Power looms can be further classified as follows:1. Non-automatic looms
2. Automatic looms
3. Shuttle less looms
A power loom without any attachment produce fancy fabric is known as plain power looms.
  •  Time line of power looms:
Edmund Cartwright built and patented a power loom in 1785, and it was this that was adopted by the nascent cotton industry in England. A silk loom was made by Jacques Vaucanson in 1745, which used the same ideas but it wasn’t developed further. The invention of the flying shuttle by John Kay had been critical to the development of a commercially successful power loom. Cartwright’s loom was impractical but the ideas were developed by numerous inventors in the Manchester area in England, where by 1818 there were 32 factories containing 5732 looms.

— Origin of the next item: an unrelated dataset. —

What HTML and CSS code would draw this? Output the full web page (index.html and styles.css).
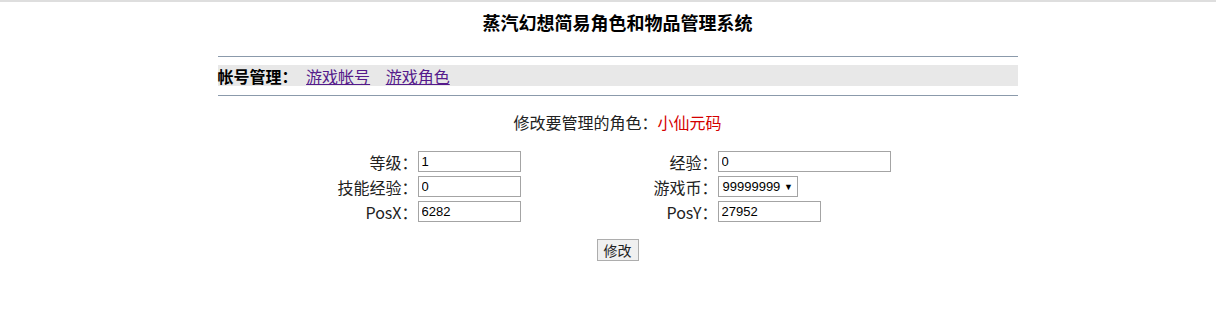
FILE: index.html
```html
<!DOCTYPE html>
<html lang="zh-CN">
<head>
<meta charset="UTF-8">
<title>蒸汽幻想简易角色和物品管理系统</title>
<link rel="stylesheet" href="styles.css">
</head>
<body>
<div class="outer">
  <div class="page">
    <h1 class="title">蒸汽幻想简易角色和物品管理系统</h1>
    <div class="rule"></div>
    <div class="menu">
      <b>帐号管理：</b>
      <a href="#">游戏帐号</a>
      <a href="#">游戏角色</a>
    </div>
    <div class="rule rule-low"></div>

    <p class="current">修改要管理的角色：<span class="role-name">小仙元码</span></p>

    <form class="role-form" onsubmit="return false;">
      <div class="grid">
        <label>等级：</label>
        <div><input type="text" value="1" class="w-short"></div>
        <label>经验：</label>
        <div><input type="text" value="0" class="w-long"></div>

        <label>技能经验：</label>
        <div><input type="text" value="0" class="w-short"></div>
        <label>游戏币：</label>
        <div><span class="select">99999999 <i>▼</i></span></div>

        <label>PosX：</label>
        <div><input type="text" value="6282" class="w-short"></div>
        <label>PosY：</label>
        <div><input type="text" value="27952" class="w-short"></div>
      </div>
      <div class="actions">
        <button type="submit">修改</button>
      </div>
    </form>
  </div>
</div>
</body>
</html>
```

FILE: styles.css
```css
body {
  margin: 0;
  border-top: 2px solid #dedede;
  font-family: "Microsoft YaHei", "Noto Sans CJK SC", sans-serif;
  color: #000;
  background: #fff;
}

.outer {
  padding-left: 19px;
}

.page {
  width: 800px;
  margin: 0 auto;
}

.title {
  margin: 0;
  padding-top: 8px;
  font-size: 18px;
  line-height: 24px;
  font-weight: bold;
  text-align: center;
}

.rule {
  height: 0;
  border-top: 1px solid #8b9aab;
  margin-top: 22px;
}

.rule-low {
  margin-top: 9px;
}

.menu {
  margin-top: 8px;
  height: 21px;
  line-height: 22px;
  background-color: #e8e8e8;
  font-size: 16px;
}

.menu b {
  margin-right: 5px;
}

.menu a {
  color: #551a8b;
  margin-right: 12px;
}

.current {
  margin: 16px 0 0;
  font-size: 16px;
  line-height: 20px;
  text-align: center;
  color: #222;
}

.role-name {
  color: #d40000;
}

.role-form {
  margin-top: 17px;
}

.grid {
  display: grid;
  grid-template-columns: 196px 196px 96px auto;
  grid-auto-rows: 25px;
  column-gap: 4px;
  align-items: center;
}

.grid label {
  text-align: right;
  margin-right: -4px;
  font-size: 16px;
  line-height: 20px;
  color: #222;
}

.grid > div {
  display: flex;
  align-items: center;
}

.grid input {
  box-sizing: border-box;
  height: 21px;
  margin: 0;
  padding: 0 3px;
  border: 1px solid #a4a4a4;
  font-family: "Liberation Sans", Arial, sans-serif;
  font-size: 13px;
  color: #000;
}

.w-short {
  width: 103px;
}

.w-long {
  width: 173px;
}

.select {
  box-sizing: border-box;
  display: inline-block;
  width: 80px;
  height: 21px;
  line-height: 19px;
  padding-left: 4px;
  border: 1px solid #a4a4a4;
  font-family: "Liberation Sans", Arial, sans-serif;
  font-size: 13px;
}

.select i {
  font-style: normal;
  font-size: 9px;
  vertical-align: 1px;
}

.actions {
  margin-top: 13px;
  text-align: center;
}

.actions button {
  height: 22px;
  padding: 0 6px;
  background-color: #f0f0f0;
  border: 1px solid #adadad;
  border-radius: 0;
  font-family: "Microsoft YaHei", "Noto Sans CJK SC", sans-serif;
  font-size: 14px;
  line-height: 20px;
  color: #222;
}
```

Horrocks loom was viable but it was the Roberts Loom in 1830 that marked the turning point. Before this time hand looms had outnumbered power looms. Incremental changes to the three motions continued to be made. The problems of sizing, stop-motions, consistent take-up and a temple to maintain the width remained. In 1841, Kenworthy and Bullough produced the Lancashire Loom which was self-acting or semi-automatic. This enables a 15-year-old spinner to run six looms at the same time. Incrementally, the Dickinson Loom, and then the Keighley born inventor Northrop working for Draper in Lowell produced the fully automatic Northrop Loom which recharged the shuttle when the pirn was empty. The Draper E and X model became the leading products from 1909 until they were challenged by the different characteristics of synthetic fibers such as rayon.
From 1942 the faster and more efficient shuttleless Sulzer Looms and the rapier looms were introduced. Modern industrial looms can weave at 2000 weft insertions per minute. Today, advances in technology have produced a variety of looms designed to maximize production for specific types of material. The most common of these are air-jet looms and water-jet looms.